See module Stdlib for various functions available in the OCaml top-level like +, ^ (string append), print_int (print an integer), etc.

See the Standard Library for modules of functions for Lists, Strings, Integers, as well as Sets, Maps, etc, etc.

print_string ("hi\n");;

Some Stdlib built-in exception generating functions (more on exceptions later)

(failwith "BOOM!") + 3 ;;

Invalid argument exception invalid_arg:

let f x = if x <= 0 then invalid_arg "Let's be positive, please!" else x + 1;;
f (-5);;
  • Recall that OCaml infers types but they can be optionally declared
  • It is good practice to paste the inferred types in your code to have types as documentation
let add (x: float) (y: float) : int = Float.to_int (x +. y);;

Type abbreviations are also possible via keyword type

type intpair = int * int;;
let f (p : intpair) : int = match p with
                      (l, r) -> l + r
;;
(2,3);; (* ocaml doesn't call this an intpair by default *)
f (2, 3);; (* still, can pass it to the function expecting an intpair *)
((2,3):intpair);; (* can also explicitly tag data with its type *)

Variants

We saw a simple examples of variants earlier in the option type; now we go into the full possibilities

  • Related to union types in C or enums in Java: “this OR that OR theother”
  • Like lists/tuples they are immutable data structures
  • Each case of the union is identified by a name called a constructor which serves for both
    • constructing values of the variant type
    • destructing them by pattern matching

Example of how to declare a new variant type for doing mixed arithmetic (integers and floats)

type mynumber = Fixed of int | Floating of float;;  (* read "|" as "or" *)
  • Constructors must start with Capital Letter to distinguish from variables (Fixed and Floating here)
  • The of indicates what type is under the wrapper, optionally no of meaning nothing under wrapper
  • Type declarations are required but once they are in place type inference on them works
Fixed(5);; (* tag 5 as a Fixed *)
Fixed 5;; (* parens optional as is often the case in OCaml *)
Floating 4.0;; (* tag 4.0 as a Floating *)

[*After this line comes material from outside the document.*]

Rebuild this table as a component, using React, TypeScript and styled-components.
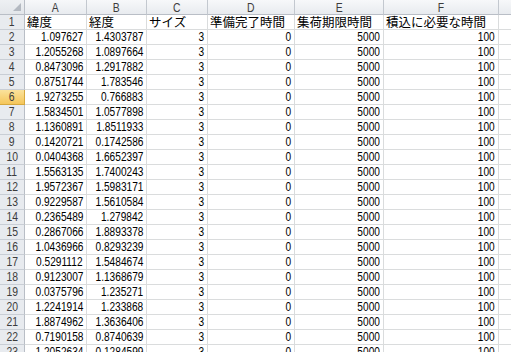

Note constructors look like functions but they are not – you always need to give the argument

Destruct variants by pattern matching like we did for Some/None option type values:

let ff_as_int x =
    match x with
    | Fixed n -> n    (* variants fit well into pattern matching syntax *)
    | Floating z -> int_of_float z;;

ff_as_int (Fixed 5);; (* beware that ff_as_int Fixed(5) won't parse properly!!  Super commmon error!!! 
                         ff_as_int @@ Fixed 5 will though *)

A non-trivial function using the above variant

let add_num n1 n2 =
   match n1, n2 with    (* note use of pair here to parallel-match on two variables  *)
     | Fixed i1, Fixed i2 -> Fixed   (i1 + i2)
     | Fixed i1, Floating f2 -> Floating(float i1 +. f2) (* need to coerce with `float` function *)
     | Floating f1, Fixed i2 -> Floating(f1 +. float i2) (* ditto *)
     | Floating f1, Floating f2 -> Floating(f1 +. f2)
;;

add_num (Fixed 10) (Floating 3.14159);;

Multiple data items in a single variant case? Use tuple types

type complex = CZero | Nonzero of float * float;;

let com = Nonzero(3.2,11.2);;
let zer = CZero;;

Recursive data structures

  • An important use of variant types
  • Functional programming is highly suited for computing over tree-structured data
  • Recursive types can refer to themselves in their own definition
  • Similar in spirit to how C structs can be recursive (but, no pointer needed here)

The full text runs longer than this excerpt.